Here is the relevant parts of code:

import os 
import re
import numpy as np
import pandas as pd
import fcntl 
from decimal import Decimal, ROUND_UP
import io


# going to read directory name 

def get_dir():
    ''' Read the current working directory and extract the molecule properties'''
    
    cwd = os.getcwd()
    
    dir_name = os.path.basename(cwd)
    
    # Extract the properties
    
    backbone_length = int(re.search(r'(\d+)B', dir_name).group(1))
    side_chain_length = int(re.search(r'(\d+)S', dir_name).group(1))
    side_chain_frequency = int(re.search(r'-(\d+)-', dir_name).group(1))
    rigidity_flexibility = str(re.search(r'-(\w)$', dir_name).group(1))
    
    try:
        grafting = (Decimal(backbone_length/side_chain_frequency).to_integral_value(rounding=ROUND_UP)/backbone_length)
        grafting = float(grafting)
    except ZeroDivisionError:
    
        grafting = 0
    
    return backbone_length, side_chain_length, side_chain_frequency, grafting, rigidity_flexibility


def rsquare(x,y,z): 
    ''' Calculates the square radius of gyration '''
    
    # calculates property 1
    
    return R 


def acyli(x,y,z):
    '''Calculates c'''

    # calculates property 2
    
    return A

def error_acylin(a,b,c,x,y,z):
    
    # calculates error
    
    return df

def error_rsquare(a,b,c,x,y,z):
    """ Calculate the error on the square radius of gyration"""
    
    # calculates error
    
    return df


# reading in the .xvg file 


def filter_comments(filepath):
    with open(filepath, 'r') as f:
        lines = [line.strip() for line in f if not line.startswith(('#', '@'))]
    return '\n'.join(lines)

file_path = "molecule.xvg"
data_without_comments = filter_comments(file_path)
df = pd.read_csv(io.StringIO(data_without_comments), delim_whitespace=True, header=None)

eig1 = df[3].tolist()
eig2 = df[4].tolist()
eig3 = df[5].tolist()

# calculating shape properties 

r_g2 = rsquare(np.average(eig1), np.average(eig2), np.average(eig3))

r_g2_err = error_rsquare(np.std(eig1), np.std(eig2), np.std(eig3), np.average(eig1), 
                         np.average(eig2), np.average(eig3))

acylin = acyli(np.average(eig1), np.average(eig2), np.average(eig3))

acylin_err=error_acylin(np.std(eig1), np.std(eig2), np.std(eig3), np.average(eig1), np.average(eig2), np.average(eig3))

file_path_2 = r"results.txt"


with open(file_path_2, 'w') as file:
    file.write(f"{get_dir()[0]:3d}             {get_dir()[1]:3d}                {get_dir()[2]:3d}                   {np.round(get_dir()[3],2):3f}                       {get_dir()[4]:3s}       {r_g2:3f} +/- {r_g2_err:3f}     {acylin:3f} +/- {acylin_err:3f} \n")

and then the syntax error I get is:

  File "analysis.py", line 108
    file.write(f"{get_dir()[0]:3d}             {get_dir()[1]:3d}                {get_dir()[2]:3d}                   {np.round(get_dir()[3],2):3f}                       {get_dir()[4]:3s}       {r_g2:3f} +/- {r_g2_err:3f}     {acylin:3f} +/- {acylin_err:3f} \n")
                                                                                                                                                                                                                                                                       ^
SyntaxError: invalid syntax

I think it must be something to do with the job array but if the job fails I find it strange that it's flagged as a syntax error and not some CPU or other hardware issue that it would usually be if the job doesn't submit properly.

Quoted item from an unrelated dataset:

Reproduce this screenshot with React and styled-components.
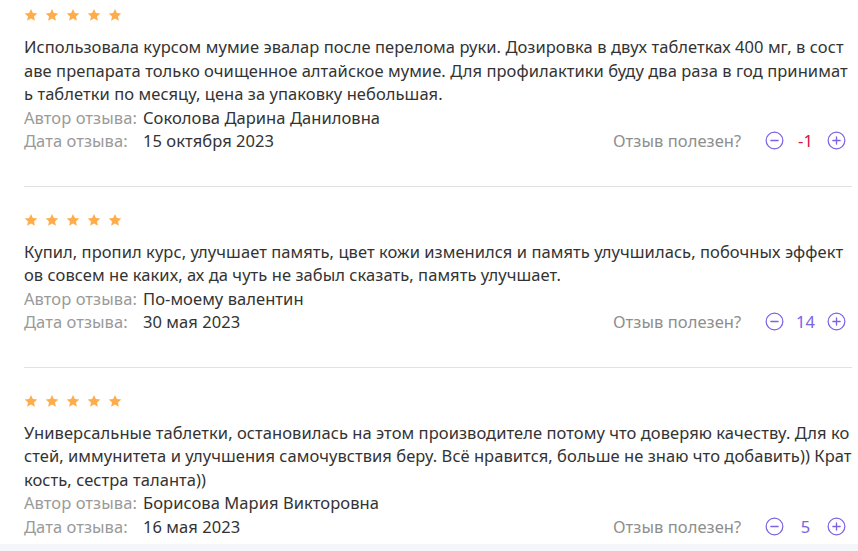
import React from 'react';
import styled, { createGlobalStyle } from 'styled-components';

const GlobalStyle = createGlobalStyle`
    html, body {
        margin: 0;
        padding: 0;
        background: #fff;
    }
    body {
        font-family: "Noto Sans", "Open Sans", sans-serif;
        font-size: 16.5px;
        letter-spacing: 0.06px;
        color: #333;
    }
`;

const reviews = [
    {
        text: 'Использовала курсом мумие эвалар после перелома руки. Дозировка в двух таблетках 400 мг, в составе препарата только очищенное алтайское мумие. Для профилактики буду два раза в год принимать таблетки по месяцу, цена за упаковку небольшая.',
        author: 'Соколова Дарина Даниловна',
        date: '15 октября 2023',
        votes: -1,
    },
    {
        text: 'Купил, пропил курс, улучшает память, цвет кожи изменился и память улучшилась, побочных эффектов совсем не каких, ах да чуть не забыл сказать, память улучшает.',
        author: 'По-моему валентин',
        date: '30 мая 2023',
        votes: 14,
    },
    {
        text: 'Универсальные таблетки, остановилась на этом производителе потому что доверяю качеству. Для костей, иммунитета и улучшения самочувствия беру. Всё нравится, больше не знаю что добавить)) Краткость, сестра таланта))',
        author: 'Борисова Мария Викторовна',
        date: '16 мая 2023',
        votes: 5,
    },
];

const Star = () => (
    <svg width="14" height="14" viewBox="0 0 24 24">
        <path
            d="M12 1.5l3.2 7 7.6.8-5.7 5.1 1.6 7.5L12 18l-6.7 3.9 1.6-7.5L1.2 9.3l7.6-.8z"
            fill="#ffac4a"
        />
    </svg>
);

const VoteIcon = ({ plus }) => (
    <svg width="19" height="19" viewBox="0 0 20 20">
        <circle cx="10" cy="10" r="8.8" fill="none" stroke="#7d62e4" strokeWidth="1.3" />
        <path d="M6.2 10h7.6" stroke="#7d62e4" strokeWidth="1.4" strokeLinecap="round" />
        {plus && <path d="M10 6.2v7.6" stroke="#7d62e4" strokeWidth="1.4" strokeLinecap="round" />}
    </svg>
);

const App = () => {
    return (
        <>
            <GlobalStyle />
            <Page>
                <List>
                    {reviews.map((r, i) => (
                        <Review key={i} $first={i === 0} $last={i === reviews.length - 1}>
                            <Stars>
                                {[0, 1, 2, 3, 4].map((s) => <Star key={s} />)}
                            </Stars>
                            <Text>{r.text}</Text>
                            <Meta>
                                <Label>Автор отзыва:</Label>
                                {r.author}
                            </Meta>
                            <DateRow>
                                <Meta>
                                    <Label>Дата отзыва:</Label>
                                    {r.date}
                                </Meta>
                                <Vote>
                                    <VoteLabel>Отзыв полезен?</VoteLabel>
                                    <VoteButton><VoteIcon /></VoteButton>
                                    <Count $negative={r.votes < 0}>{r.votes}</Count>
                                    <VoteButton><VoteIcon plus /></VoteButton>
                                </Vote>
                            </DateRow>
                        </Review>
                    ))}
                </List>
                <Footer />
            </Page>
        </>
    );
};

export default App;

const Page = styled.div`
    width: 858px;
    height: 551px;
    overflow: hidden;
    display: flex;
    flex-direction: column;
`;

const List = styled.div`
    padding: 0 6px 0 24px;
`;

const Review = styled.div`
    padding: ${(p) => (p.$first ? '8px' : '26px')} 0 ${(p) => (p.$last ? '6px' : '33px')};
    border-bottom: ${(p) => (p.$last ? 'none' : '1px solid #e2e2e2')};
`;

const Stars = styled.div`
    display: flex;
    gap: 7px;
    height: 14px;
    margin-bottom: 13px;

    svg {
        display: block;
    }
`;

const Text = styled.p`
    margin: 0;
    line-height: 23.5px;
    color: #333;
    word-break: break-all;
`;

const Meta = styled.div`
    line-height: 23.5px;
    color: #333;
`;

const Label = styled.span`
    display: inline-block;
    width: 119px;
    color: #9a9a9a;
`;

const DateRow = styled.div`
    display: flex;
    justify-content: space-between;
    align-items: center;
    padding-right: 6px;
`;

const Vote = styled.div`
    display: flex;
    align-items: center;
    width: 233px;
`;

const VoteLabel = styled.span`
    color: #8e8e8e;
    margin-right: auto;
`;

const VoteButton = styled.span`
    display: flex;
    width: 19px;
    height: 19px;
    cursor: pointer;
`;

const Count = styled.span`
    min-width: 43px;
    text-align: center;
    color: ${(p) => (p.$negative ? '#d6123c' : '#7d62e4')};
`;

const Footer = styled.div`
    flex: 1;
    background: #f5f6f9;
`;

Has anyone encountered something similar before?

Note that I added the line assert sys.version_info >= (3, 6) to the script to check the python version is new enough but no errors were given and the original syntax error is still persisting. Therefore I don't think the error is coming from use of f strings with an old version of python.

user6277
  • 11
  • 2
  • 1
    Can't reproduce - the given line does not raise a syntax error when pasted into a Python REPL. Re: _"I think it must be something to do with the job array"_, a syntax error means that the module failed to compile to bytecode. Python never got so far as to run any of your code – Brian61354270 Jul 26 '23 at 16:15
  • 1
    You need to upgrade to at least Python 3.6 to use f-strings. – Barmar Jul 26 '23 at 16:17
  • As a first step, I might try calling `get_dir()` once an unpacking the results into explicit variables to use in the `write()` but that is not really a solution. Just a suggestion of what I might try as a next step. – JonSG Jul 26 '23 at 16:17
  • 1
    @Barmar I'm using 3.9 – user6277 Jul 26 '23 at 16:19
  • Re: what Barmar pointed out, can you check if all machines / environments that these jobs are being run on are using the same Python interpreter version, if there's any chance that they can differ? – Brian61354270 Jul 26 '23 at 16:20
  • 2
    As I understand the question, the scripts are executed on different nodes in some compute infrastructure, right? Then it does not matter which version of Python you have. Maybe one out of the several nodes still has an old version. – tobias_k Jul 26 '23 at 16:20
  • @Brian61354270 In the facility I use you load the specific version of python that you want within the job script and then the job should only be allocated to relevant nodes. The documentation also only has 3.6 to 3.9 available so no older version should be used. But I do suspect there is some allocation issue now which I need to find a way to identify – user6277 Jul 26 '23 at 16:28
  • 1
    Maybe you could try adding `assert sys.version_info >= (3, 6)` to the part of the code that runs on the job array. If that gives an error, it's very direct evidence that you have a node running an older python version. – slothrop Jul 26 '23 at 16:30
  • @slothrop Thank you for your suggestion. I tried adding the line you suggested and unfortunately I am still getting the same error in some of the folders so I think the version is definitely not the issue – user6277 Jul 26 '23 at 17:09

0 Answers0